To compare vectors, similarity metrics such as cosine similarity, Euclidean distance, or Manhattan distance are used. These metrics measure how close vectors are in the high-dimensional space, which is essential for retrieval tasks.

Key Components of a Vector Database

1. Vector Storage

At the heart of a vector database is its ability to store vectors. These vectors are typically derived from various data sources and transformed into embeddings using machine learning models. The storage component must be capable of handling large volumes of high-dimensional data while ensuring fast retrieval times. Key aspects include:

  • Scalability: The database must efficiently scale to store millions or even billions of vectors.
  • Compression: Techniques such as quantisation and hashing are used to reduce storage requirements without significantly compromising accuracy.
  • Persistence: Reliable storage mechanisms to ensure data durability and fault tolerance.

2. Indexing

Indexing is crucial for enabling fast and efficient vector searches. Traditional indexing methods like B-trees are inadequate for high-dimensional spaces. Instead, vector databases employ specialised indexing techniques, such as:

  • Product Quantisation (PQ): Reduces the search space by clustering vectors into smaller subspaces.
  • Hierarchical Navigable Small World (HNSW): Constructs a graph-based index that allows for efficient nearest neighbour searches.
  • Approximate Nearest Neighbour (ANN) Search: Balances between search accuracy and speed by approximating the nearest neighbours.

3. Query Engine

The query engine is responsible for executing search queries against the vector database. It supports various types of queries, including:

  • K-Nearest Neighbours (KNN): Retrieves the top K vectors that are closest to a given query vector.
  • Range Queries: Finds all vectors within a specified distance from the query vector.
  • Similarity Searches: Measures the similarity between vectors using metrics like cosine similarity or Euclidean distance.

4. Integration and API

For practical use, a vector database must offer seamless integration with existing data pipelines and AI frameworks. This includes:

  • APIs and SDKs: Providing programmatic access to the database for different programming languages.
  • Data Connectors: Integrating with data sources like SQL databases, NoSQL stores, and data lakes.
  • Machine Learning Frameworks: Compatibility with popular ML frameworks such as TensorFlow, PyTorch, and scikit-learn.

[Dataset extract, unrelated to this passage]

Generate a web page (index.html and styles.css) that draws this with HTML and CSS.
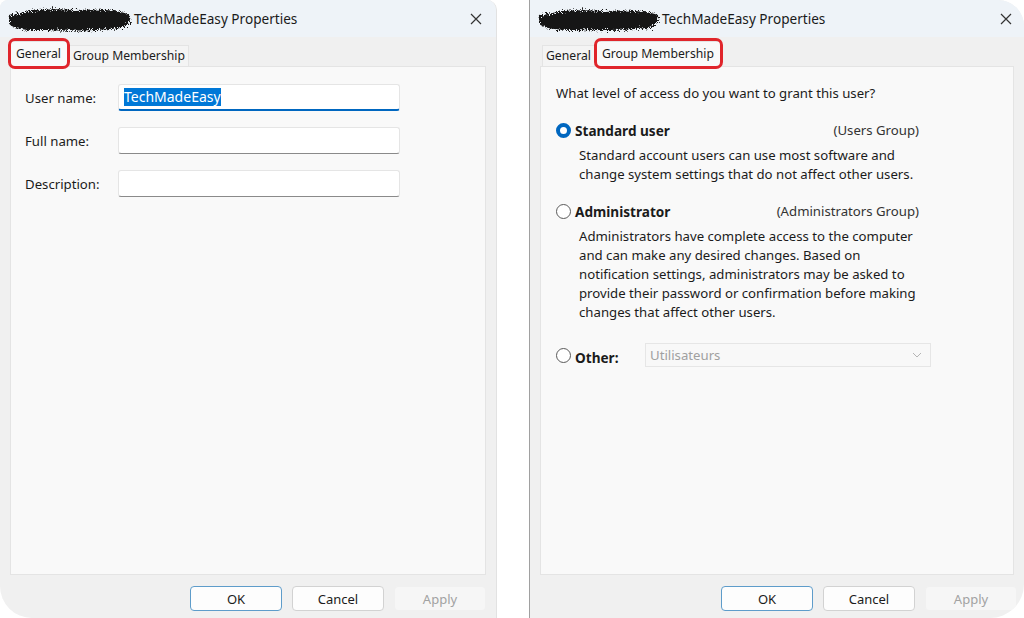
FILE: index.html
```html
<!DOCTYPE html>
<html lang="en">
<head>
    <meta charset="UTF-8">
    <title>TechMadeEasy Properties</title>
    <link rel="stylesheet" href="styles.css">
</head>
<body>
    <svg class="defs" width="0" height="0">
        <filter id="rough" x="-10%" y="-30%" width="120%" height="160%">
            <feTurbulence type="fractalNoise" baseFrequency="1.4" numOctaves="2" result="noise"/>
            <feDisplacementMap in="SourceGraphic" in2="noise" scale="9"/>
        </filter>
    </svg>

    <div class="dialog dialog-left">
        <div class="titlebar">
            <svg class="scribble" width="130" height="30" viewBox="0 0 130 30"><path d="M6 12 Q30 3 70 6 Q110 4 126 11 Q128 20 118 24 Q80 28 40 26 Q8 27 5 19 Z" fill="#141414" filter="url(#rough)"/></svg>
            <span class="title">TechMadeEasy Properties</span>
            <svg class="close" width="12" height="12" viewBox="0 0 12 12"><path d="M1 1L11 11M11 1L1 11" stroke="#333" stroke-width="1.2"/></svg>
        </div>
        <div class="tabs">
            <div class="tab active marked">General</div>
            <div class="tab">Group Membership</div>
        </div>
        <div class="panel">
            <div class="form">
                <div class="form-row">
                    <label>User name:</label>
                    <div class="field focused"><span class="sel">TechMadeEasy</span></div>
                </div>
                <div class="form-row">
                    <label>Full name:</label>
                    <div class="field"></div>
                </div>
                <div class="form-row">
                    <label>Description:</label>
                    <div class="field"></div>
                </div>
            </div>
        </div>
        <div class="buttons">
            <div class="btn default">OK</div>
            <div class="btn">Cancel</div>
            <div class="btn disabled">Apply</div>
        </div>
    </div>

    <div class="dialog dialog-right">
        <div class="titlebar">
            <svg class="scribble" width="128" height="28" viewBox="0 0 128 28"><path d="M6 11 Q30 3 68 6 Q108 4 124 10 Q126 19 116 23 Q80 26 40 25 Q8 25 5 18 Z" fill="#141414" filter="url(#rough)"/></svg>
            <span class="title">TechMadeEasy Properties</span>
            <svg class="close" width="12" height="12" viewBox="0 0 12 12"><path d="M1 1L11 11M11 1L1 11" stroke="#333" stroke-width="1.2"/></svg>
        </div>
        <div class="tabs">
            <div class="tab">General</div>
            <div class="tab active marked">Group Membership</div>
        </div>
        <div class="panel">
            <div class="access">
                <p class="question">What level of access do you want to grant this user?</p>

                <div class="option">
                    <span class="radio checked"></span>
                    <span class="opt-name">Standard user</span>
                    <span class="opt-group">(Users Group)</span>
                </div>
                <p class="opt-desc">Standard account users can use most software and change system settings that do not affect other users.</p>

                <div class="option">
                    <span class="radio"></span>
                    <span class="opt-name">Administrator</span>
                    <span class="opt-group">(Administrators Group)</span>
                </div>
                <p class="opt-desc">Administrators have complete access to the computer and can make any desired changes. Based on notification settings, administrators may be asked to provide their password or confirmation before making changes that affect other users.</p>

                <div class="option other">
                    <span class="radio"></span>
                    <span class="opt-name other-label">Other:</span>
                    <div class="select">
                        <span>Utilisateurs</span>
                        <svg width="10" height="6" viewBox="0 0 10 6"><path d="M1 1L5 5L9 1" fill="none" stroke="#b5b5b5" stroke-width="1"/></svg>
                    </div>
                </div>
            </div>
        </div>
        <div class="buttons">
            <div class="btn default">OK</div>
            <div class="btn">Cancel</div>
            <div class="btn disabled">Apply</div>
        </div>
    </div>
</body>
</html>
```

FILE: styles.css
```css
body {
    margin: 0;
    width: 1024px;
    height: 618px;
    overflow: hidden;
    background-color: #fff;
    display: flex;
    justify-content: space-between;
    font-family: "Segoe UI", "Noto Sans", sans-serif;
    font-size: 13.2px;
    color: #1b1b1b;
}
.defs {
    position: absolute;
}
.dialog {
    height: 618px;
    display: flex;
    flex-direction: column;
    background-color: #f0f0f0;
    overflow: hidden;
    box-sizing: border-box;
}
.dialog-left {
    width: 497px;
    border-radius: 8px 10px 0 32px;
    border-right: 1px solid #e2e2e2;
}
.dialog-right {
    width: 495px;
    border-radius: 0 26px 34px 0;
    border-left: 1px solid #a0a0a0;
}
.titlebar {
    height: 37px;
    flex-shrink: 0;
    display: flex;
    align-items: center;
    padding: 0 14px 0 4px;
    background-color: #eef3f8;
}
.scribble {
    flex-shrink: 0;
}
.title {
    flex: 1;
    font-size: 13.6px;
    color: #1a1a1a;
}
.dialog-right .titlebar {
    padding-left: 4px;
    padding-right: 12px;
}
.tabs {
    height: 29px;
    flex-shrink: 0;
    display: flex;
    align-items: flex-end;
    padding: 0 10px;
}
.tab {
    position: relative;
    height: 20px;
    line-height: 20px;
    padding: 0 3px;
    margin-right: 1px;
    background-color: #f4f4f4;
    border: 1px solid #e4e4e4;
    border-bottom: none;
    font-size: 12.2px;
    color: #1b1b1b;
}
.tab:first-child {
    margin-left: 2px;
}
.tab.active {
    height: 25px;
    line-height: 23px;
    padding: 0 6px 0 5px;
    margin-bottom: -1px;
    margin-left: 0;
    background-color: #f9f9f9;
    z-index: 1;
}
.tab.marked::after {
    content: "";
    position: absolute;
    top: -4px;
    left: -3px;
    right: -3px;
    bottom: -2px;
    border: 3px solid #e0252b;
    border-radius: 7px;
}
.panel {
    flex: 1;
    margin: 0 10px;
    background-color: #f9f9f9;
    border: 1px solid #e4e4e4;
}
.buttons {
    height: 43px;
    flex-shrink: 0;
    display: flex;
    justify-content: flex-end;
    gap: 10px;
    padding: 11px 10px 0;
    box-sizing: border-box;
}
.dialog-right .buttons {
    padding-right: 7px;
}
.btn {
    width: 92px;
    height: 25px;
    box-sizing: border-box;
    border: 1px solid #d2d2d2;
    border-radius: 4px;
    background-color: #fdfdfd;
    display: flex;
    align-items: center;
    justify-content: center;
    font-size: 13px;
}
.btn.default {
    border-color: #5e9cca;
}
.btn.disabled {
    border-color: #f0f0f0;
    background-color: #f6f6f6;
    color: #a2a2a2;
}

/* general tab */
.form {
    padding: 17px 0 0 14px;
    display: flex;
    flex-direction: column;
    gap: 16px;
}
.form-row {
    display: flex;
    align-items: center;
}
.form-row label {
    width: 93px;
}
.field {
    width: 282px;
    height: 27px;
    box-sizing: border-box;
    background-color: #fff;
    border: 1px solid #e5e5e5;
    border-bottom-color: #8a8a8a;
    border-radius: 3px;
    padding: 0 5px;
    display: flex;
    align-items: center;
}
.field.focused {
    border-bottom: 2px solid #0067c0;
}
.sel {
    background-color: #0078d7;
    color: #fff;
    font-size: 14px;
    line-height: 18px;
}

/* group membership tab */
.access {
    width: 363px;
    padding: 17px 0 0 15px;
}
.question {
    margin: 0;
    line-height: 19px;
}
.option {
    display: flex;
    align-items: center;
    margin-top: 18px;
    line-height: 19px;
}
.radio {
    width: 15px;
    height: 15px;
    box-sizing: border-box;
    border-radius: 50%;
    border: 1px solid #5a5a5a;
    background-color: #fff;
    margin-right: 4px;
    flex-shrink: 0;
}
.radio.checked {
    border: 4px solid #0067c0;
}
.opt-name {
    font-weight: bold;
    font-size: 13.6px;
    flex: 1;
}
.opt-group {
    color: #333;
}
.opt-desc {
    margin: 6px 0 0 23px;
    line-height: 19px;
}
.option.other {
    margin-top: 21px;
    height: 24px;
}
.other-label {
    flex: none;
    width: 70px;
    margin-top: 4px;
}
.select {
    width: 286px;
    height: 24px;
    flex-shrink: 0;
    box-sizing: border-box;
    border: 1px solid #e6e6e6;
    background-color: #f8f8f8;
    color: #a0a0a0;
    display: flex;
    align-items: center;
    justify-content: space-between;
    padding: 0 8px 0 4px;
}
```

In the context of Azure, examples of such integrations include Azure AI Search, which can be combined with Azure Machine Learning for creating and managing vector embeddings for integrating with various data sources.

Relevance of Vector Databases to RAG Applications

Vector Database for RAG

Enhancing Retrieval Efficiency

In RAG systems, the retrieval component identifies relevant documents or data points that the generative model can use as context. Vector databases, with their optimised indexing and query capabilities, significantly speed up this retrieval process. This efficiency is crucial when dealing with large-scale datasets or real-time applications where quick response times are essential.

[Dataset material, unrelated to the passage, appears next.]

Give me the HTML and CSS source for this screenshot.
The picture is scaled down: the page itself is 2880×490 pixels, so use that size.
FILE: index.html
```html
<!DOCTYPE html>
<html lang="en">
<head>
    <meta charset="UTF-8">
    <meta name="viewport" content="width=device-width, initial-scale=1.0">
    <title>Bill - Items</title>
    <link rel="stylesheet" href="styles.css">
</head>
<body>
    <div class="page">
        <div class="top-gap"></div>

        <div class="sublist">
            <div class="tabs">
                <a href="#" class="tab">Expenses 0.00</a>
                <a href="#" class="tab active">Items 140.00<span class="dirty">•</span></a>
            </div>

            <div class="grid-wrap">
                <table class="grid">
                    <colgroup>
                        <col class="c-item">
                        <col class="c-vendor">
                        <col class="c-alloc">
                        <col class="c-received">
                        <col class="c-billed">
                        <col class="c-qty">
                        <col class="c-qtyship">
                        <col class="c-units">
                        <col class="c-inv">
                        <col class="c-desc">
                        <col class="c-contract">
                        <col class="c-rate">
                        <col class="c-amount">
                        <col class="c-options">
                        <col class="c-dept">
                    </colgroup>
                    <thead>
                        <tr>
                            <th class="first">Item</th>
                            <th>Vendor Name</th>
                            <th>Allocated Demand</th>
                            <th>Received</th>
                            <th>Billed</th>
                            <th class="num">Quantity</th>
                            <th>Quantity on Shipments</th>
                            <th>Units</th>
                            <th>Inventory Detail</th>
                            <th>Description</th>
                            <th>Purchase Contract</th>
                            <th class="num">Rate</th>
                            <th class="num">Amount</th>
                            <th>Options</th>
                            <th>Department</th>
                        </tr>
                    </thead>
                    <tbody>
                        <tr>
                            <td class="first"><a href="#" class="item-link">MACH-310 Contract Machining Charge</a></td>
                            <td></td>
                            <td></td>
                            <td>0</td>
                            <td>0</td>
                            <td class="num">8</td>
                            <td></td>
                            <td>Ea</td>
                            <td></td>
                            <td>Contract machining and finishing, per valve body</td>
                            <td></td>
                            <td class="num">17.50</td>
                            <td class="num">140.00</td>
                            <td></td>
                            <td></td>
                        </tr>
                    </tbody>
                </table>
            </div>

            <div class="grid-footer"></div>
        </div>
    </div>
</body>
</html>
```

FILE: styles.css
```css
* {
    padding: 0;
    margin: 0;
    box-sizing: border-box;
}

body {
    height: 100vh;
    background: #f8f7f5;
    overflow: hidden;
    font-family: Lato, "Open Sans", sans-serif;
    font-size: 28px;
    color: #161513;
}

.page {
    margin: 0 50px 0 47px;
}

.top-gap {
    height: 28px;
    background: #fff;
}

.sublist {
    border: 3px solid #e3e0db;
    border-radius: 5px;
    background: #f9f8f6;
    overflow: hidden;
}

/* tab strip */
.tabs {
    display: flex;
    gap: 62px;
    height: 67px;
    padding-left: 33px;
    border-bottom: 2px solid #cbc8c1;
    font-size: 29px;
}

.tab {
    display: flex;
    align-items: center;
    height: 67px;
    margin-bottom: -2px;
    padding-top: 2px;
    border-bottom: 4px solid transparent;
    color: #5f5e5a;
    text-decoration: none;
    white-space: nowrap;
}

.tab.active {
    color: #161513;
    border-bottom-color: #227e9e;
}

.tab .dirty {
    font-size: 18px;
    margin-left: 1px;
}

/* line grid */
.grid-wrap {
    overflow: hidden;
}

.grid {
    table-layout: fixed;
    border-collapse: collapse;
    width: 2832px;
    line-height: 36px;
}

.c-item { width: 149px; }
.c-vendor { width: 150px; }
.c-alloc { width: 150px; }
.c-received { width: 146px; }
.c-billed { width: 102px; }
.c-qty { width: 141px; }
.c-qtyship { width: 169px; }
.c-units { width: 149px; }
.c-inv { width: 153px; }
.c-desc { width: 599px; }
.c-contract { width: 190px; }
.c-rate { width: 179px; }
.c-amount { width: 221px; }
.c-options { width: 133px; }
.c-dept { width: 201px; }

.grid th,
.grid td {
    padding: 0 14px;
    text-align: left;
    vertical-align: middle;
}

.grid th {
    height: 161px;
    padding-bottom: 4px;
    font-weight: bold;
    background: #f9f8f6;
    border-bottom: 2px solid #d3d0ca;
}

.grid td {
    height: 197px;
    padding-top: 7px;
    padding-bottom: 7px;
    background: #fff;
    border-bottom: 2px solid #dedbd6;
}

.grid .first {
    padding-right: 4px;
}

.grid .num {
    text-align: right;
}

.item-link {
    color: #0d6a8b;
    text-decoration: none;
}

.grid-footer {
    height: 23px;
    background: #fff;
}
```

Improving Accuracy and Relevance

The accuracy of the retrieval component directly impacts the quality of the generated content. Vector databases utilise advanced similarity search algorithms to ensure that the most relevant information is retrieved. By providing high-quality context, they enable generative models to produce more accurate and contextually appropriate outputs.

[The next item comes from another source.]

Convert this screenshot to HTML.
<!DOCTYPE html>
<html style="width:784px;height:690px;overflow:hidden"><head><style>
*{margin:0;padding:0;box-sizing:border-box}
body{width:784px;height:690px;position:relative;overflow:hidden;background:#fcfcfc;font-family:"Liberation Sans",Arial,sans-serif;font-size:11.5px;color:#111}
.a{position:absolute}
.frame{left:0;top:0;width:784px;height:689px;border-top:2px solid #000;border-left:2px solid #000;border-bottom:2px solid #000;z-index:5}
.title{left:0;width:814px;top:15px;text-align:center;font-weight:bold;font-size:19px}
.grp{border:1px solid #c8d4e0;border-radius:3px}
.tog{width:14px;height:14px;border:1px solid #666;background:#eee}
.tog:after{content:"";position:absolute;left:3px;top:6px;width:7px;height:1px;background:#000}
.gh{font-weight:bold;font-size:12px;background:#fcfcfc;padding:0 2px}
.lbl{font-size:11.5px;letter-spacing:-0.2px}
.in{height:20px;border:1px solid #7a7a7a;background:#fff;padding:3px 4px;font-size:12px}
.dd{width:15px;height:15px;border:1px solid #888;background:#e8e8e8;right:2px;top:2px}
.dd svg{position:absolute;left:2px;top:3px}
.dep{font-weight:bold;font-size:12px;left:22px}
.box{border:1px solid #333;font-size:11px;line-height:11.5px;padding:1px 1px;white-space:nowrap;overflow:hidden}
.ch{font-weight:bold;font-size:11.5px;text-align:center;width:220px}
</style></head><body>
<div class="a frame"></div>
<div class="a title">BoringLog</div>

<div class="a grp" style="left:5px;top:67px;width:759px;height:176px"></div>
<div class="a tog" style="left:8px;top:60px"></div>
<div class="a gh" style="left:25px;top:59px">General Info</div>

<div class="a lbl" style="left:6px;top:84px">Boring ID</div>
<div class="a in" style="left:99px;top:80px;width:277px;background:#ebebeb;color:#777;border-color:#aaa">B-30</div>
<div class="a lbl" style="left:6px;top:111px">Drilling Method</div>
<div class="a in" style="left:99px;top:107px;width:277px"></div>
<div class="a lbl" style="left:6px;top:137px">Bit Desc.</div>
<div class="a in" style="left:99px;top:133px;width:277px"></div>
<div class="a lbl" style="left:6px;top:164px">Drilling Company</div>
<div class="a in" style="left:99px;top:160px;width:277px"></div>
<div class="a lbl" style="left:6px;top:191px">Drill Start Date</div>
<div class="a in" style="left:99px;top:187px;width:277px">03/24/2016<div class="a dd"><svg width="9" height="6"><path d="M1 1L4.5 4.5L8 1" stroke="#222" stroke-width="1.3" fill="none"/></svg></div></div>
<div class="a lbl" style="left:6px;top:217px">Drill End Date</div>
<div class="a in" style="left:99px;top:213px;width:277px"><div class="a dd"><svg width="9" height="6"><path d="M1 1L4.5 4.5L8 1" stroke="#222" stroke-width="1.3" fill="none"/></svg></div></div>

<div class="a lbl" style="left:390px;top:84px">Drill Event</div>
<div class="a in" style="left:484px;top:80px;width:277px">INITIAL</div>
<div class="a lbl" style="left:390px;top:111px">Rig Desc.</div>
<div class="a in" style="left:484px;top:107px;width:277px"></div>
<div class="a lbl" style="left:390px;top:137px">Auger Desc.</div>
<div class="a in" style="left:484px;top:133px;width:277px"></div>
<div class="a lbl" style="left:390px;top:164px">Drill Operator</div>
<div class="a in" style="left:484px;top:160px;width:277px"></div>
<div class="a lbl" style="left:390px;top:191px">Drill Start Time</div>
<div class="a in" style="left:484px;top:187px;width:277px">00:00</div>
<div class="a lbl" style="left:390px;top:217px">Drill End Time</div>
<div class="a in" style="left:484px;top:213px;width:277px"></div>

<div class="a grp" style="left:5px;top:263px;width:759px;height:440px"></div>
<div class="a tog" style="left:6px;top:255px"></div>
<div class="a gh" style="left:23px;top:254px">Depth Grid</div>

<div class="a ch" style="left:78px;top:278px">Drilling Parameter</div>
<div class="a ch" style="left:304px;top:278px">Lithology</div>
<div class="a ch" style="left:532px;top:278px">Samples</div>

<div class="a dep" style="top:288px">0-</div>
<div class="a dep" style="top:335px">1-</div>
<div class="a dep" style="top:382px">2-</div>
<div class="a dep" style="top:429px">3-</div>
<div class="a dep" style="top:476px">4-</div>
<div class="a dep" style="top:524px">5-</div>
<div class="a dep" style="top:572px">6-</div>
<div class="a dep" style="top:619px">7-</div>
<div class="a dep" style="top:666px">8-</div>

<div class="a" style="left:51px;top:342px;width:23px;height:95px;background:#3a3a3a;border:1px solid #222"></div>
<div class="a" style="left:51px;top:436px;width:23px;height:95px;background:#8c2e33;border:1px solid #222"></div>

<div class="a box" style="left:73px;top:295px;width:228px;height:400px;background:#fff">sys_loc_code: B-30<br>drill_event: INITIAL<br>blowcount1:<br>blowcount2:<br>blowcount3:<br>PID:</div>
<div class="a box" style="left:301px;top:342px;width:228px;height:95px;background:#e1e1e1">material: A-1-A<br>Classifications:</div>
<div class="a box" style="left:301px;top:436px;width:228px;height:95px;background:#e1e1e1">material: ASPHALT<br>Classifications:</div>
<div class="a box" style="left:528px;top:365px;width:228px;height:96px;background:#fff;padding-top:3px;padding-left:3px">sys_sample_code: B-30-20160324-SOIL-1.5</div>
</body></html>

Scalability for Large-Scale Applications

RAG applications often require handling vast amounts of data. Vector databases are designed to scale horizontally, accommodating the growing data needs without compromising performance. This scalability ensures that RAG systems can manage large datasets and serve numerous users simultaneously.

Supporting Diverse Data Types

RAG applications may need to handle various data types, from text and images to audio and video. Vector databases are versatile and can manage different types of vectorised data, making them ideal for diverse RAG applications. This flexibility allows RAG systems to integrate multimodal data, enriching the generative process with a broader context.

Azure AI Search

Vector Database for RAG
from azure.core.credentials import AzureKeyCredential
from azure.search.documents import SearchClient

# Initialize the search client
search_client = SearchClient(endpoint="https://<your-search-service>.search.windows.net",
                             index_name="<your-index-name>",
                             credential=AzureKeyCredential("<your-api-key>"))

# Example query vector
query_vector = [0.1, 0.2, 0.3, 0.4, 0.5]  # Example vector, usually derived from your ML model

# Define the search parameters
search_parameters = {
    "searchFields": "vectorField",
    "vector": {
        "value": query_vector,
        "fields": ["vectorField"]
    }
}

# Execute the search
results = search_client.search("", search_parameters=search_parameters)

# Process the results
for result in results:
    print(result)

Final note

Vector databases are indispensable in modern information retrieval implementations, particularly for Retrieval-Augmented Generation (RAG) applications. Their ability to efficiently store, index, and query high-dimensional vectors makes them a powerful tool for enhancing retrieval efficiency, improving the accuracy and relevance of generated content, and scaling to meet the demands of large-scale applications. As RAG continues to evolve and expand, the role of vector databases will undoubtedly become even more critical, driving advancements in how we generate and interact with information.